Why does this tech­nique work? I think it’s be­cause, if asked for one’s opinions in front of an adult au­di­ence, it’s as­sumed that there is a back­ground un­der­stand­ing of the is­sue, and you have to say some­thing new, and what you de­cide to say says some­thing about you. Whereas, if you’re ex­plain­ing to a child, then you know they lack most of the back­ground un­der­stand­ing, and so it’s ob­vi­ously good to ex­plain that.

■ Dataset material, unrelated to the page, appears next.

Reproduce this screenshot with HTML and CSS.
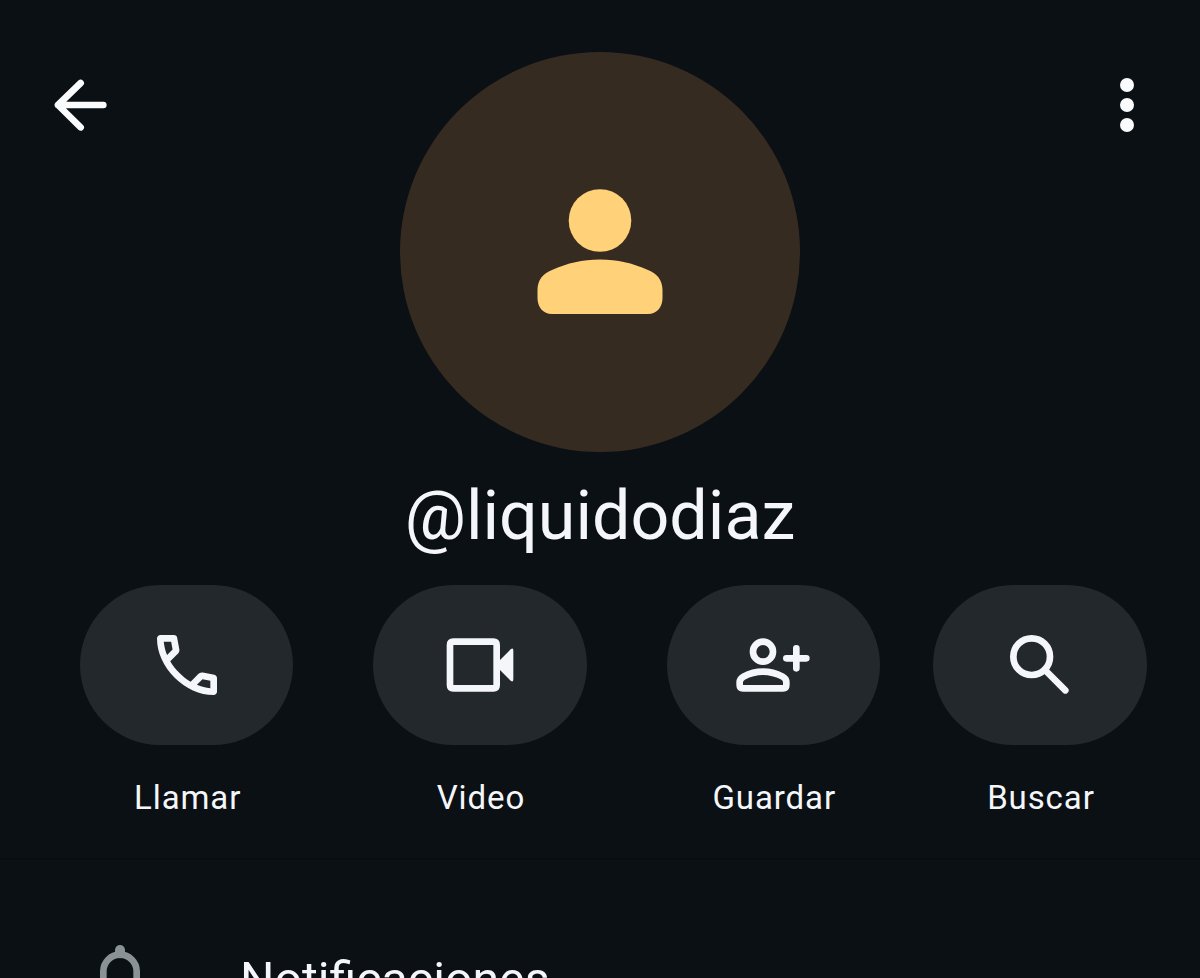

With adults, it’s as­sumed there are things that peo­ple act like “ev­ery­one knows”, where it might be con­sid­ered an­noy­ing to restate them, since it’s kind of like talk­ing down to them. Whereas, the illu­sion or re­al­ity that “ev­ery­one knows” is bro­ken when ex­plain­ing to chil­dren.

The coun­ter­vailing force is that peo­ple are tempted to lie to chil­dren. Of course, it’s nec­es­sary to not lie to chil­dren to do the ex­er­cise right, and also to raise or help raise chil­dren who don’t end up in an illu­sory world of con­fu­sion and dread. I would hope that some­one who has ten­den­cies to hide things from chil­dren would at least be able to no­tice and con­front these ten­den­cies in the pro­cess of imag­in­ing writ­ing chil­dren’s pic­ture books.

I think this tech­nique can be turned into a gen­er­al­ized pro­cess for mak­ing world mod­els. If some­one wrote a new sketch of a chil­dren’s pic­ture book (about a new topic) ev­ery day, and did the rele­vant re­search when they got stuck some­where, wouldn’t they end up with a good un­der­stand­ing of both the world and of their own mod­els of the world af­ter a year? It’s also a great start­ing point from which to com­pare your opinions to oth­ers’ opinions, or to figure out how to ex­plain things to ei­ther chil­dren or adults.

Any­way, I haven’t done this ex­er­cise for very many top­ics yet, but I plan on writ­ing more of these.